Scully’s book is both readable and accessible. I tried it out on a graduate seminar on Hesiod this semester, and it generated considerable discussion and undoubtedly contributed to a broadening of the perspective of all participants (myself included). I can certainly recommend it not only for this use but for anyone concerned with the Hesiodic corpus and its history.3

Notes

1. P. Walcot, Hesiod and the Near East Cardiff: University of Wales Press, 1966; M. L .West, Early Greek Philosophy and the Orient Oxford: Oxford Univesity Press, 1971; cf. his The East Face of Helicon: West Asiatic Elements in Greek Poetry and Myth Oxford: Oxford University Press, 1997.

2. Notably, in the Homeric shield of Achilles and the Hesiodic shield of Heracles). See Solmsen in Hermes 93 (1965), 1-6.

3. Oxford Press, New York, has done the author no favors. The book is riddled with typos, some hardly excusable (as on pp. 173-4, with n. 29, where George Gordon appears as “Lord Bryon” not just once but three times—four, if you count the entry in the Index).
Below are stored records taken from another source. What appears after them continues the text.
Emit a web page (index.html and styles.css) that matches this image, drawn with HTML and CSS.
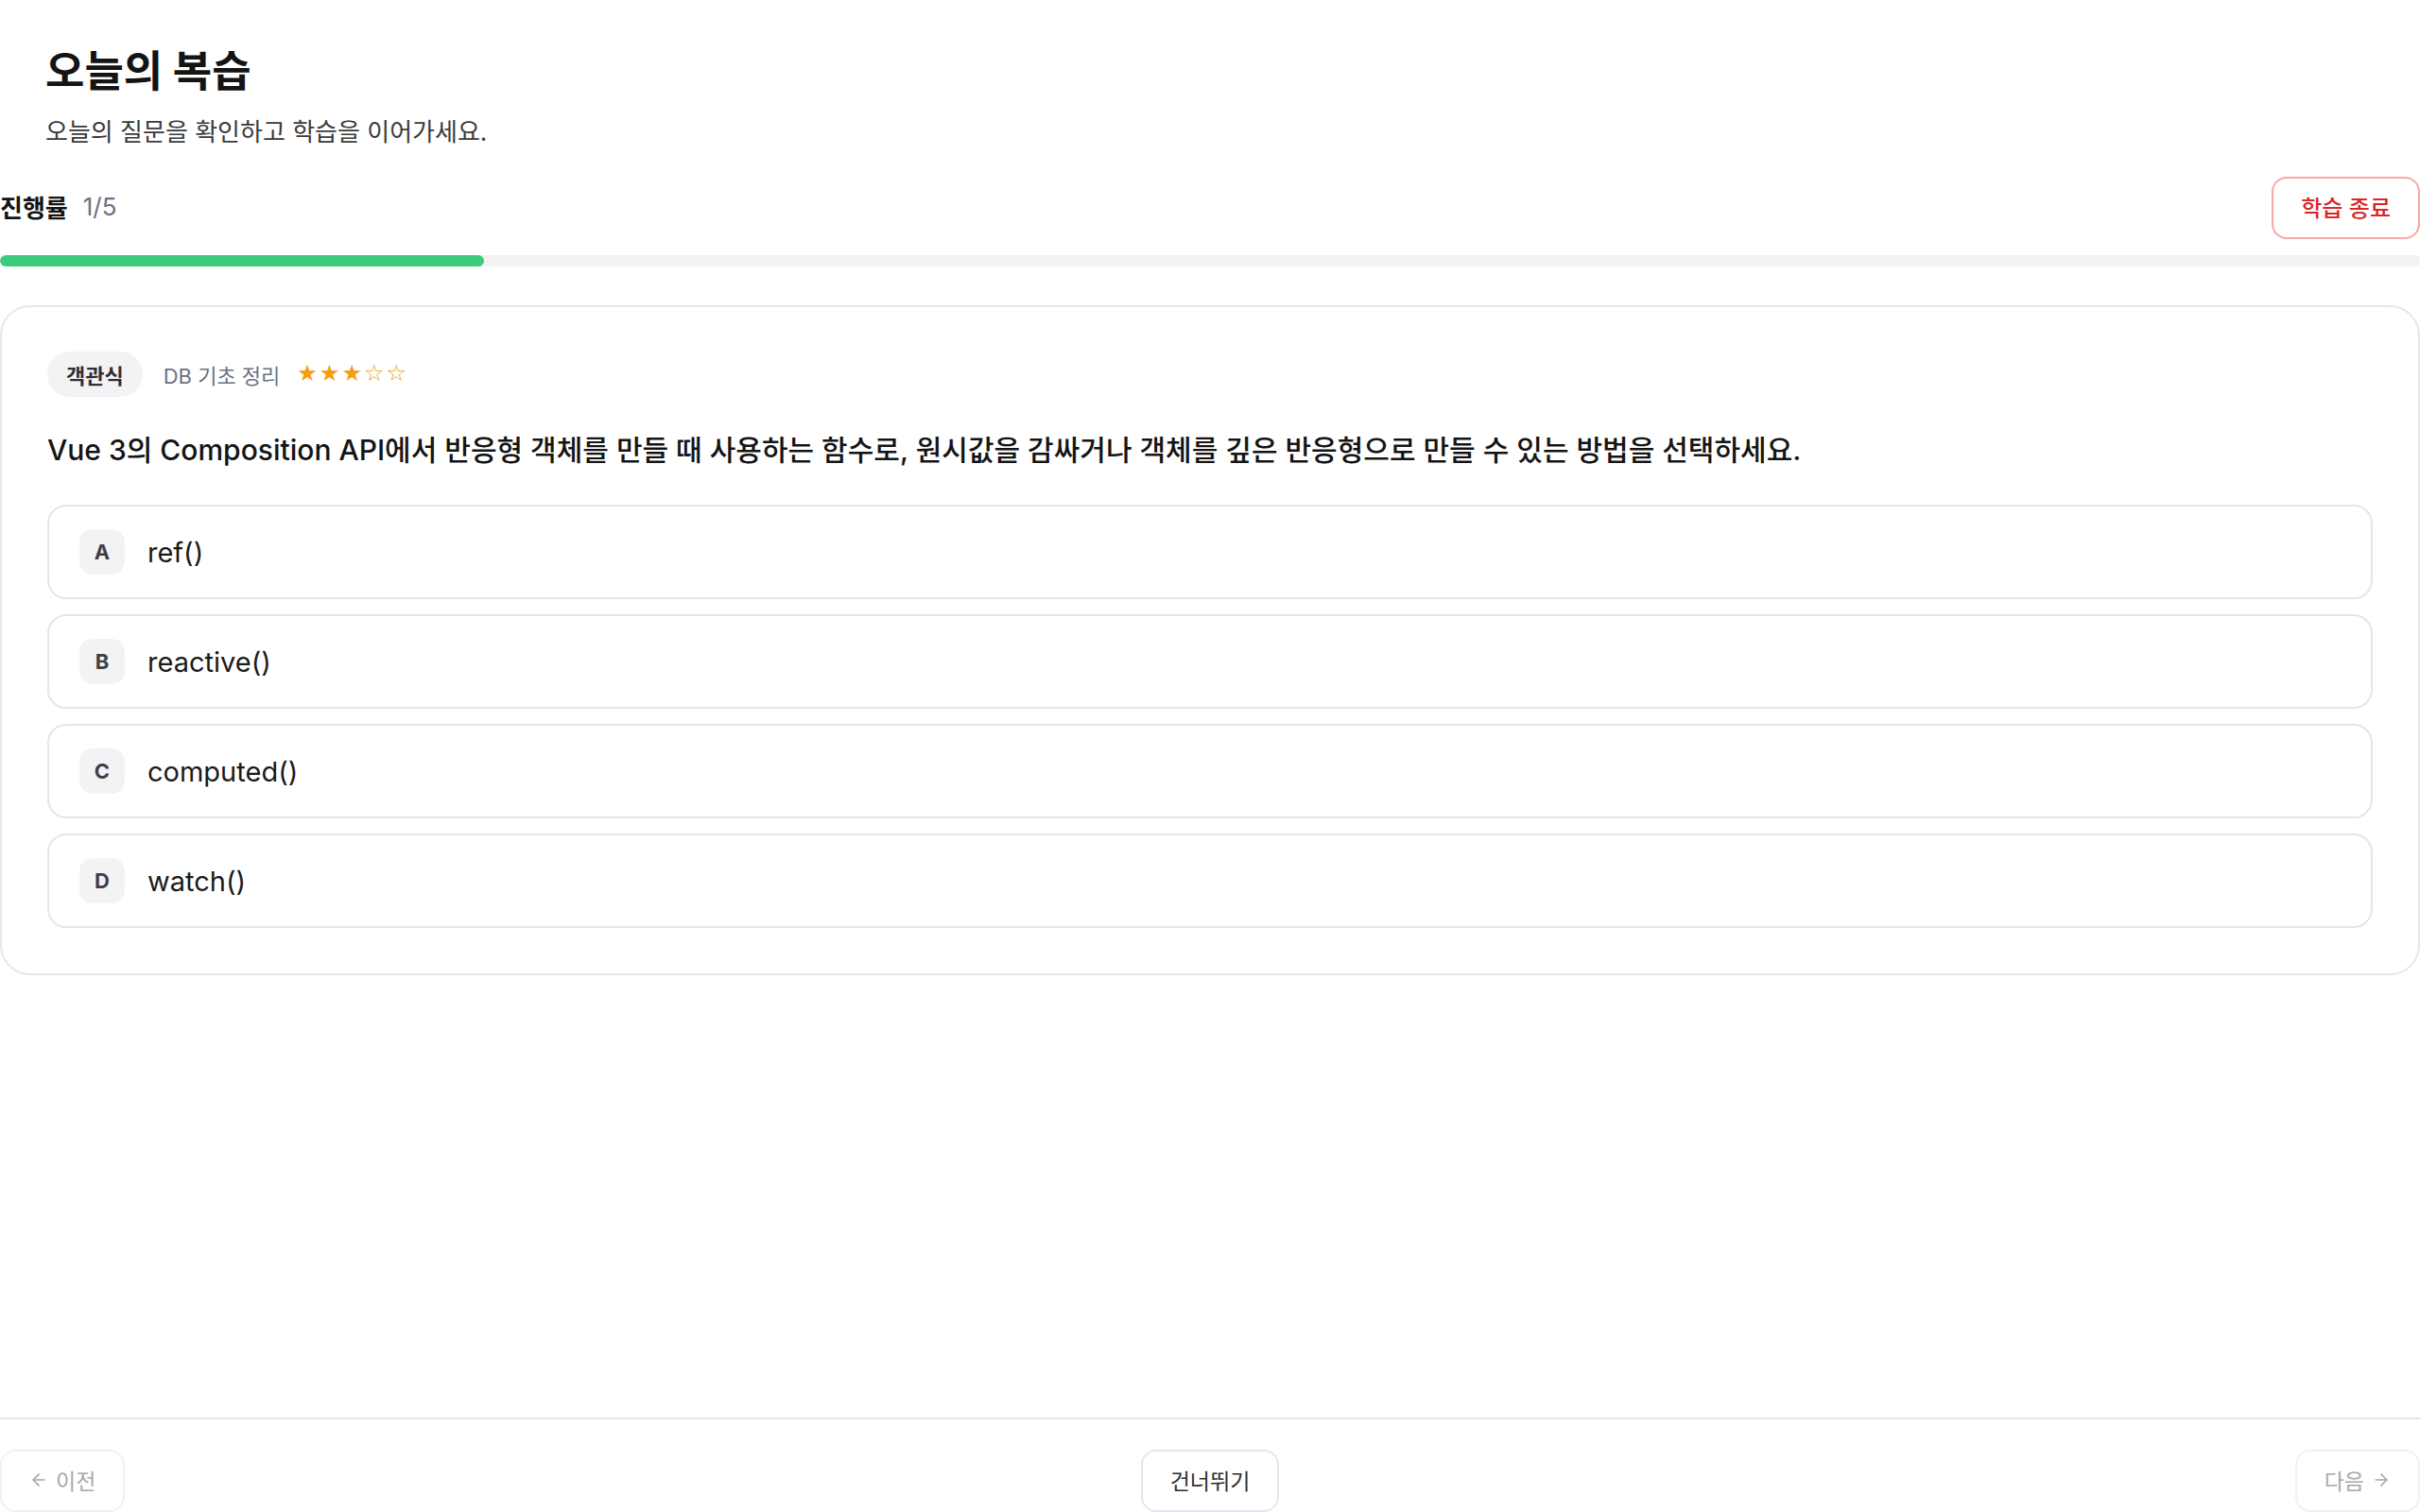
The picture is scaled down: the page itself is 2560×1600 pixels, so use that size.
FILE: index.html
```html
<!DOCTYPE html>
<html lang="ko">
<head>
<meta charset="utf-8">
<title>오늘의 복습</title>
<link rel="stylesheet" href="styles.css">
</head>
<body>
<div class="page">
  <header class="header">
    <h1 class="title">오늘의 복습</h1>
    <p class="subtitle">오늘의 질문을 확인하고 학습을 이어가세요.</p>
  </header>

  <div class="progress-row">
    <div class="progress-label">
      <span class="progress-name">진행률</span>
      <span class="progress-count">1/5</span>
    </div>
    <button class="btn-end">학습 종료</button>
  </div>
  <div class="progress-track"><div class="progress-fill" style="width:20%"></div></div>

  <section class="card">
    <div class="meta">
      <span class="chip">객관식</span>
      <span class="topic">DB 기초 정리</span>
      <span class="stars"><span class="on">★★★</span><span class="off">☆☆</span></span>
    </div>
    <p class="question">Vue 3의 Composition API에서 반응형 객체를 만들 때 사용하는 함수로, 원시값을 감싸거나 객체를 깊은 반응형으로 만들 수 있는 방법을 선택하세요.</p>
    <div class="options">
      <div class="option"><span class="badge">A</span><span class="opt-text">ref()</span></div>
      <div class="option"><span class="badge">B</span><span class="opt-text">reactive()</span></div>
      <div class="option"><span class="badge">C</span><span class="opt-text">computed()</span></div>
      <div class="option"><span class="badge">D</span><span class="opt-text">watch()</span></div>
    </div>
  </section>

  <footer class="footer">
    <button class="btn-nav disabled">
      <svg class="arrow" viewBox="0 0 24 24" width="20" height="20" fill="none" stroke="currentColor" stroke-width="2" stroke-linecap="round" stroke-linejoin="round"><path d="M19 12H5"/><path d="M12 19l-7-7 7-7"/></svg>
      <span>이전</span>
    </button>
    <button class="btn-nav skip">건너뛰기</button>
    <button class="btn-nav disabled">
      <span>다음</span>
      <svg class="arrow" viewBox="0 0 24 24" width="20" height="20" fill="none" stroke="currentColor" stroke-width="2" stroke-linecap="round" stroke-linejoin="round"><path d="M5 12h14"/><path d="M12 5l7 7-7 7"/></svg>
    </button>
  </footer>
</div>
</body>
</html>
```

FILE: styles.css
```css
* { box-sizing: border-box; }

html, body {
  margin: 0;
  padding: 0;
  background: #ffffff;
}

body {
  font-family: "Inter", "Noto Sans CJK KR", sans-serif;
  color: #1a1a1a;
}

.page {
  height: 100vh;
  display: flex;
  flex-direction: column;
  overflow: hidden;
}

.header {
  padding: 46px 48px 0;
}

.title {
  margin: 0;
  font-size: 45px;
  line-height: 60px;
  font-weight: 700;
  color: #141414;
}

.subtitle {
  margin: 16px 0 0;
  font-size: 26px;
  line-height: 36px;
  color: #3a3a3a;
}

.progress-row {
  margin-top: 29px;
  height: 66px;
  display: flex;
  align-items: center;
  justify-content: space-between;
}

.progress-label {
  display: flex;
  align-items: center;
  gap: 16px;
  margin-top: -3px;
}

.progress-name {
  font-size: 26px;
  font-weight: 700;
  color: #141414;
}

.progress-count {
  font-size: 26px;
  color: #6b7280;
}

.btn-end {
  height: 66px;
  padding: 0 29px 3px;
  border: 2px solid #fca5a5;
  border-radius: 16px;
  background: #fff;
  color: #dc2626;
  font-family: inherit;
  font-size: 24px;
  font-weight: 500;
}

.progress-track {
  margin-top: 17px;
  height: 12px;
  border-radius: 6px;
  background: #f2f2f3;
  overflow: hidden;
}

.progress-fill {
  height: 100%;
  border-radius: 6px;
  background: #3ccb7c;
}

.card {
  margin-top: 41px;
  border: 2px solid #e8e8ec;
  border-radius: 32px;
  padding: 47px 48px 48px;
}

.meta {
  display: flex;
  align-items: center;
  height: 48px;
}

.chip {
  height: 48px;
  padding: 0 20px;
  display: inline-flex;
  align-items: center;
  border-radius: 24px;
  background: #f3f3f5;
  font-size: 22px;
  font-weight: 600;
  color: #2f2f33;
}

.topic {
  margin-left: 22px;
  font-size: 22px;
  color: #6b7280;
}

.stars {
  margin-left: 18px;
  margin-top: -3px;
  font-family: "DejaVu Sans", sans-serif;
  font-size: 24px;
  color: #f59e0b;
  letter-spacing: 2px;
}

.question {
  margin: 34px 0 36px;
  font-size: 30px;
  line-height: 44px;
  font-weight: 500;
  color: #141414;
}

.options {
  display: flex;
  flex-direction: column;
  gap: 16px;
}

.option {
  display: flex;
  align-items: center;
  gap: 24px;
  padding: 24px 32px;
  border: 2px solid #e6e6ea;
  border-radius: 20px;
  background: #fff;
}

.badge {
  width: 48px;
  height: 48px;
  flex: none;
  display: inline-flex;
  align-items: center;
  justify-content: center;
  border-radius: 14px;
  background: #f3f3f5;
  font-size: 22px;
  font-weight: 700;
  color: #3f3f46;
}

.opt-text {
  font-size: 29px;
  color: #1a1a1a;
}

.footer {
  margin-top: auto;
  border-top: 2px solid #e6e6ea;
  padding-top: 32px;
  display: flex;
  justify-content: space-between;
  align-items: flex-start;
}

.btn-nav {
  height: 66px;
  padding: 0 29px 2px;
  display: inline-flex;
  align-items: center;
  gap: 8px;
  border: 2px solid #e6e6ea;
  border-radius: 16px;
  background: #fff;
  font-family: inherit;
  font-size: 23px;
  color: #2f2f33;
}

.btn-nav.disabled {
  border-color: #f1f1f3;
  color: #a8a8ab;
}

.arrow {
  display: block;
}
```
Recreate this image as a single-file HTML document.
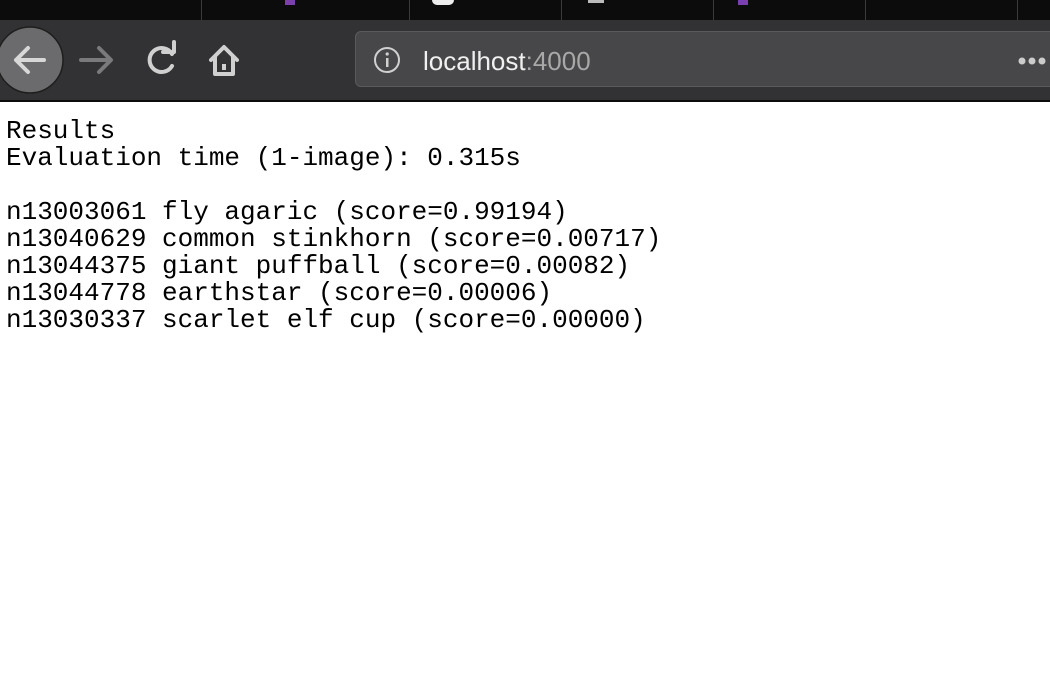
<!DOCTYPE html>
<html><head><meta charset="utf-8"><style>
html,body{margin:0;padding:0;width:1050px;height:688px;overflow:hidden;background:#fff}
.tabs{position:absolute;left:0;top:0;width:1050px;height:20px;background:#0c0c0c}
.sep{position:absolute;top:0;width:1px;height:20px;background:#3a3a3a}
.tb{position:absolute;left:0;top:20px;width:1050px;height:80px;background:#323234}
.line{position:absolute;left:0;top:100px;width:1050px;height:2px;background:#0c0c0c}
.url{position:absolute;left:355px;top:31px;width:720px;height:56px;background:#474749;border:1px solid #5a5a5c;border-radius:6px;box-sizing:border-box}
.urltext{position:absolute;left:423px;top:44px;font:26px "Liberation Sans",sans-serif;color:#f0f0f0;line-height:34px}
.urltext span{color:#a8a8a8}
pre{position:absolute;left:6px;top:118px;margin:0;font:26px/27px "Liberation Mono",monospace;color:#000}
</style></head><body>
<div class="tabs">
<div class="sep" style="left:201px"></div><div class="sep" style="left:409px"></div><div class="sep" style="left:561px"></div><div class="sep" style="left:713px"></div><div class="sep" style="left:865px"></div><div class="sep" style="left:1017px"></div>
<div style="position:absolute;left:285px;top:0;width:10px;height:5px;background:#7b3fb0"></div>
<div style="position:absolute;left:432px;top:0;width:22px;height:5px;border-radius:0 0 11px 11px;background:#eee"></div>
<div style="position:absolute;left:588px;top:0;width:16px;height:3px;background:#bbb"></div>
<div style="position:absolute;left:738px;top:0;width:10px;height:5px;background:#7b3fb0"></div>
</div>
<div class="tb"></div>
<svg style="position:absolute;left:0;top:20px" width="260" height="80">
<circle cx="30" cy="40" r="33" fill="#6b6b6d" stroke="#1e1e1e" stroke-width="1.5"/>
<path d="M44 40H16M28 28L16 40L28 52" stroke="#d8d8d8" stroke-width="4" fill="none" stroke-linecap="round" stroke-linejoin="round"/>
<path d="M81 40H110M99 28L111 40L99 52" stroke="#7a7a7c" stroke-width="4" fill="none" stroke-linecap="round" stroke-linejoin="round"/>
<path d="M172 34A12 12 0 1 0 172 46" stroke="#d0d0d0" stroke-width="4" fill="none" stroke-linecap="round"/>
<path d="M163 32H174V22" stroke="#d0d0d0" stroke-width="4" fill="none" stroke-linecap="round" stroke-linejoin="round"/>
<path d="M211 40L224 27L237 40M215 37V54H233V37" stroke="#d0d0d0" stroke-width="4" fill="none" stroke-linejoin="round" stroke-linecap="round"/>
<rect x="222" y="44" width="4" height="6" fill="#d0d0d0"/>
</svg>
<div class="line"></div>
<div class="url"></div>
<svg style="position:absolute;left:372px;top:46px" width="30" height="30"><circle cx="15" cy="14" r="12" stroke="#d0d0d0" stroke-width="2" fill="none"/><rect x="14" y="12" width="2.5" height="9" fill="#d0d0d0"/><circle cx="15.2" cy="8" r="1.6" fill="#d0d0d0"/></svg>
<div class="urltext">localhost<span>:4000</span></div>
<svg style="position:absolute;left:1015px;top:54px" width="35" height="14"><circle cx="7" cy="7" r="3.5" fill="#ccc"/><circle cx="17" cy="7" r="3.5" fill="#ccc"/><circle cx="27" cy="7" r="3.5" fill="#ccc"/></svg>
<pre>Results
Evaluation time (1-image): 0.315s

n13003061 fly agaric (score=0.99194)
n13040629 common stinkhorn (score=0.00717)
n13044375 giant puffball (score=0.00082)
n13044778 earthstar (score=0.00006)
n13030337 scarlet elf cup (score=0.00000)</pre>
</body></html>
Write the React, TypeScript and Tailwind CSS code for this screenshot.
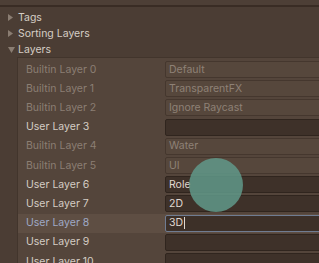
import React from 'react';

interface LayerRow {
  label: string;
  value: string;
  builtin: boolean;
}

const layers: LayerRow[] = [
  { label: 'Builtin Layer 0', value: 'Default', builtin: true },
  { label: 'Builtin Layer 1', value: 'TransparentFX', builtin: true },
  { label: 'Builtin Layer 2', value: 'Ignore Raycast', builtin: true },
  { label: 'User Layer 3', value: '', builtin: false },
  { label: 'Builtin Layer 4', value: 'Water', builtin: true },
  { label: 'Builtin Layer 5', value: 'UI', builtin: true },
  { label: 'User Layer 6', value: 'Role', builtin: false },
  { label: 'User Layer 7', value: '2D', builtin: false },
  { label: 'User Layer 8', value: '3D', builtin: false },
  { label: 'User Layer 9', value: '', builtin: false },
  { label: 'User Layer 10', value: '', builtin: false },
];

const Foldout = ({ label, open }: { label: string; open?: boolean }) => (
  <div className="flex items-center h-4 pl-2">
    {open ? (
      <svg width="8" height="7" viewBox="0 0 8 7" className="mr-[2px]">
        <polygon points="0,0 7,0 3.5,6" fill="#8a7d72" />
      </svg>
    ) : (
      <svg width="8" height="8" viewBox="0 0 8 8" className="mr-[2px]">
        <polygon points="0,0 5,3.5 0,7" fill="#8a7d72" />
      </svg>
    )}
    <span className="text-[#d5cdc5]">{label}</span>
  </div>
);

export default function App() {
  return (
    <div
      className="relative w-[319px] h-[263px] overflow-hidden bg-[#4b3d34] text-[10.5px]"
      style={{ fontFamily: 'Inter, "Noto Sans", sans-serif' }}
    >
      <div className="h-[5px] bg-[#4d3f36]" />
      <div className="h-[2px] bg-[#392c24]" />
      <div className="pt-[3px]">
        <Foldout label="Tags" />
        <Foldout label="Sorting Layers" />
        <Foldout label="Layers" open />
      </div>
      <div className="ml-[17px] -mt-[1px] border-l border-t border-[#42352c] bg-[#54453b] pt-[2px]">
        {layers.map((layer, i) => {
          const selected = layer.label === 'User Layer 8';
          return (
            <div
              key={i}
              className={`flex items-center h-[19.2px] pl-[8px] ${selected ? 'bg-[#5e4e43]' : ''}`}
            >
              <span
                className={`w-[139px] shrink-0 ${
                  selected ? 'text-[#9fa9c6]' : layer.builtin ? 'text-[#8b7e73]' : 'text-[#d5cdc5]'
                }`}
              >
                {layer.label}
              </span>
              <div
                className={`flex items-center h-[17px] w-[170px] shrink-0 rounded-[2px] border px-[3px] ${
                  selected
                    ? 'bg-[#3d3028] border-[#6f7c92]'
                    : layer.builtin
                    ? 'bg-[#56473c] border-[#45372e]'
                    : 'bg-[#3e3129] border-[#30251e]'
                } ${layer.builtin ? 'text-[#8e8176]' : 'text-[#e0d8d0]'}`}
              >
                {layer.value}
                {selected && <span className="ml-[1px] inline-block w-px h-[12px] bg-[#e0d8d0]" />}
              </div>
            </div>
          );
        })}
      </div>
      {/* touch indicator */}
      <div className="absolute left-[189px] top-[158px] w-[54px] h-[54px] rounded-full bg-[#60998a]/85" />
    </div>
  );
}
I also noticed a few lapses in the excellent bibliography, which is inexplicably divided in two, the last four pages of which (259-62) are separated from the rest in a new alphabetic sequence under the rubric “Bibliography for Modern Texts.” Nothing prepares the reader for the existence of such a subsection and I, as reviewer, had compiled a considerable list of works that I thought had been omitted from the bibliography before I stumbled on this annex. This is to say that for the demands of a typical reader it is useless.